EXERCISE TASK — Among the entries below, find the lines with "screenshot" and copy them.

Saved data entries —
* * * *

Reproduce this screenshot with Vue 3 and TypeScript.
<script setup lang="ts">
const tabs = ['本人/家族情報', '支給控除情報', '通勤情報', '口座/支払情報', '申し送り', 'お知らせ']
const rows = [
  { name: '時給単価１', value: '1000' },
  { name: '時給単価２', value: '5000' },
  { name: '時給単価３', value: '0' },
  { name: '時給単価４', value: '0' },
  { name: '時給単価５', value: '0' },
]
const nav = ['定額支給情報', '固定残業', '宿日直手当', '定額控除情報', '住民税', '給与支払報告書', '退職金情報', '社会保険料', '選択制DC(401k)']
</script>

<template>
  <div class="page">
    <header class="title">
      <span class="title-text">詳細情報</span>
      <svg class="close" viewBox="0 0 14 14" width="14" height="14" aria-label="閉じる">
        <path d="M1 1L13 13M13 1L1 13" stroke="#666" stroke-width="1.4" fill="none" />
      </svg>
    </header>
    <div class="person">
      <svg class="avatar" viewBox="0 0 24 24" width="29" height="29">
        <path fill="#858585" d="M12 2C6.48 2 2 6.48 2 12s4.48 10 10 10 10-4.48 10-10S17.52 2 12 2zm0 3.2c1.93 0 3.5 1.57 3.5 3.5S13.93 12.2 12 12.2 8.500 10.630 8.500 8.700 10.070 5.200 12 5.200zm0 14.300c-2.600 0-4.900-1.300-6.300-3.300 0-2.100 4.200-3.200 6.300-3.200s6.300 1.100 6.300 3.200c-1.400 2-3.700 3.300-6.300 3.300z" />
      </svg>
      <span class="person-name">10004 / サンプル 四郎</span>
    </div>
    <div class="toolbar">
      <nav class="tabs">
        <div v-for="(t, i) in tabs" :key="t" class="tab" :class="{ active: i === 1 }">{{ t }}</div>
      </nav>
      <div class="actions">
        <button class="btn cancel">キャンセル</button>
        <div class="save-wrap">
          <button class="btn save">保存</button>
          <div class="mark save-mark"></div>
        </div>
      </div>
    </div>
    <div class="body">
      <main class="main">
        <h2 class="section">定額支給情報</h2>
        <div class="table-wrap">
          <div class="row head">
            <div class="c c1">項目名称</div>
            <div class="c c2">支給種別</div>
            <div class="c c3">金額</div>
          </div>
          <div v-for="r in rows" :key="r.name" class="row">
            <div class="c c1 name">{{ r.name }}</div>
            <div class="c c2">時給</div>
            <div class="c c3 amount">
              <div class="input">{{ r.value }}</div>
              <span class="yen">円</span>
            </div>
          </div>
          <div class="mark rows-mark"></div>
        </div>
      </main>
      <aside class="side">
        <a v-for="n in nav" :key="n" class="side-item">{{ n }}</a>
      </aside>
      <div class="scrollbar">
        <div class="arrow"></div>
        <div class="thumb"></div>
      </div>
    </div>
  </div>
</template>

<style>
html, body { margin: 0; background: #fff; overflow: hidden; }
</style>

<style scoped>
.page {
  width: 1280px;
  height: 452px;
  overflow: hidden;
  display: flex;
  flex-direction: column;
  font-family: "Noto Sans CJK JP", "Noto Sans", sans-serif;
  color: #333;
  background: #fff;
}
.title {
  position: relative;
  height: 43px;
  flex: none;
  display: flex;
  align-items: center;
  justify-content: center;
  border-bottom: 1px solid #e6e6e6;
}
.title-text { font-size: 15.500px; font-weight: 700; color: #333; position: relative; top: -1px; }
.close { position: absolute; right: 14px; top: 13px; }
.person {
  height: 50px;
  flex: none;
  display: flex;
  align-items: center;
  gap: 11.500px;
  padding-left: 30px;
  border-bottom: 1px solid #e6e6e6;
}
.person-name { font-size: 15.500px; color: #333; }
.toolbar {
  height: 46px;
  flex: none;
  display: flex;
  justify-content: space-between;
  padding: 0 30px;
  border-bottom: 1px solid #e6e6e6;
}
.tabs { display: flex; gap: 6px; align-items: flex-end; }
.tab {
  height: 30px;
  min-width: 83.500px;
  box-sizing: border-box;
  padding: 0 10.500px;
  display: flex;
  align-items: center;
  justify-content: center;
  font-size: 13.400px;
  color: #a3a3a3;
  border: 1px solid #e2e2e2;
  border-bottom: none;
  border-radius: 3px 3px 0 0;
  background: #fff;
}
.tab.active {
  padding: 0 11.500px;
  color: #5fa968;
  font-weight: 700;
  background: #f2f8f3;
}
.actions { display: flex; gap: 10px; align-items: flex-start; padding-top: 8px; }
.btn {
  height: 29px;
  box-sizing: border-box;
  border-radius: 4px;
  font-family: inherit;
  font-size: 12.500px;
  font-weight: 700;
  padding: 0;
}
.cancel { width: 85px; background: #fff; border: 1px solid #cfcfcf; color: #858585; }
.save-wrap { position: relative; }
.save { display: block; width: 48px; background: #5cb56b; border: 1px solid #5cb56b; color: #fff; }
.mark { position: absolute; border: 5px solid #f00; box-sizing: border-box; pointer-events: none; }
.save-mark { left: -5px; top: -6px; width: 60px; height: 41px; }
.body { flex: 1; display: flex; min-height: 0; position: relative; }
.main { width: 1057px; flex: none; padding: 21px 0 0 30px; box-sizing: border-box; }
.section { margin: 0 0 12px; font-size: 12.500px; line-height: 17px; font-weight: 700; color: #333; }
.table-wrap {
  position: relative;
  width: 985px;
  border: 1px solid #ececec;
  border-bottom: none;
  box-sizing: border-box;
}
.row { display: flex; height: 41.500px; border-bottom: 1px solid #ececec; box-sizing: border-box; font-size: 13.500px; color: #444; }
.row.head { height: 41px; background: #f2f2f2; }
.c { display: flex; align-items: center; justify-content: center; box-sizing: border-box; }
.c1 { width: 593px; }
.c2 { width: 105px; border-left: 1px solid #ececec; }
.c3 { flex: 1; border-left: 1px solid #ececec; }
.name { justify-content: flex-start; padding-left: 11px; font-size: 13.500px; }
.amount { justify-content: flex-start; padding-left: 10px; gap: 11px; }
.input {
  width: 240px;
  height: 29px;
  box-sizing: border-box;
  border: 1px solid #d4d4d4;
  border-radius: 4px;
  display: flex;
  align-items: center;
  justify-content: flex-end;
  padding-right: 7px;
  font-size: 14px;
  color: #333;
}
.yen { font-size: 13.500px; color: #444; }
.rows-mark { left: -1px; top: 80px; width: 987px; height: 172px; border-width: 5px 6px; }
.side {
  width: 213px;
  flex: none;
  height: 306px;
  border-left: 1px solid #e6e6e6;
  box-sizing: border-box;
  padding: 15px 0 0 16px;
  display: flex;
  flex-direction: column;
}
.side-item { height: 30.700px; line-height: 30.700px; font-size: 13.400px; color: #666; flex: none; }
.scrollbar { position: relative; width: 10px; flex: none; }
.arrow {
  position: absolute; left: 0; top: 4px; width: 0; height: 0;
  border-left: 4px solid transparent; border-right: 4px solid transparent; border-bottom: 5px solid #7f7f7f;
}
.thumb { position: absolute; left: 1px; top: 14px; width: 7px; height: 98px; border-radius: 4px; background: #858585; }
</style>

* * * *

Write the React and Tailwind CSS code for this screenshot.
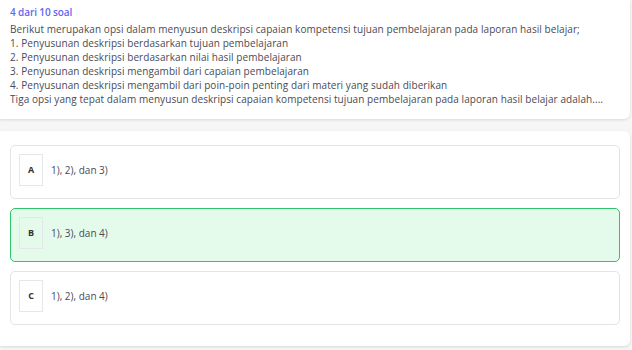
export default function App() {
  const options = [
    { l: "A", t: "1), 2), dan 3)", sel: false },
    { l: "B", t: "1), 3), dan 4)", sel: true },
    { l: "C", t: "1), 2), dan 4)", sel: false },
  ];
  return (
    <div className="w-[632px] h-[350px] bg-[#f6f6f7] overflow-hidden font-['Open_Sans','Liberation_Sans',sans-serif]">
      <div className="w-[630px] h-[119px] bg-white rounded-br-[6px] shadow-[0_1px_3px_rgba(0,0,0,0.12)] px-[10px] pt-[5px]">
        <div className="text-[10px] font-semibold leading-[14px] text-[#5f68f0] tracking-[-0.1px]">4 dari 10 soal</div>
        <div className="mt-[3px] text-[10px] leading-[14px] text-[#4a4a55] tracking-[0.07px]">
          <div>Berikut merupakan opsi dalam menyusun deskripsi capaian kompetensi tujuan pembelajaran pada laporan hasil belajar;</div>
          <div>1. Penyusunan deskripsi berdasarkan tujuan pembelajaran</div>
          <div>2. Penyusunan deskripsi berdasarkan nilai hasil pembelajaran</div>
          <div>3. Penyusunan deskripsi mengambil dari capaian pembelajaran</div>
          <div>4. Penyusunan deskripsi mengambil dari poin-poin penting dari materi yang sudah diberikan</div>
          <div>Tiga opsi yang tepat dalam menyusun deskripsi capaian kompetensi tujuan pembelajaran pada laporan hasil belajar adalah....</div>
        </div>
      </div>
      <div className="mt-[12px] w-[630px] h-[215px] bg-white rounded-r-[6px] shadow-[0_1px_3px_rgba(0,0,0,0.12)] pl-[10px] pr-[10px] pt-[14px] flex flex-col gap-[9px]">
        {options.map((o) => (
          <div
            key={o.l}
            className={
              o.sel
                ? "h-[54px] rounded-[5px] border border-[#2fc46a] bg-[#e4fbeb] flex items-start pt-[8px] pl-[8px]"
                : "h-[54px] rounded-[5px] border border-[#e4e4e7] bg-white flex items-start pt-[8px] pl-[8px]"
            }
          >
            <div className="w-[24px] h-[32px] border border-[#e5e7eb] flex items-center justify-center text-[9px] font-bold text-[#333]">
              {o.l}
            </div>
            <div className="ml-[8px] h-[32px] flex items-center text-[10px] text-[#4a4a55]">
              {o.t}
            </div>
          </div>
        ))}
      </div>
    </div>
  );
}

* * * *

EXPECTED OUTPUT —
Reproduce this screenshot with Vue 3 and TypeScript.
Write the React and Tailwind CSS code for this screenshot.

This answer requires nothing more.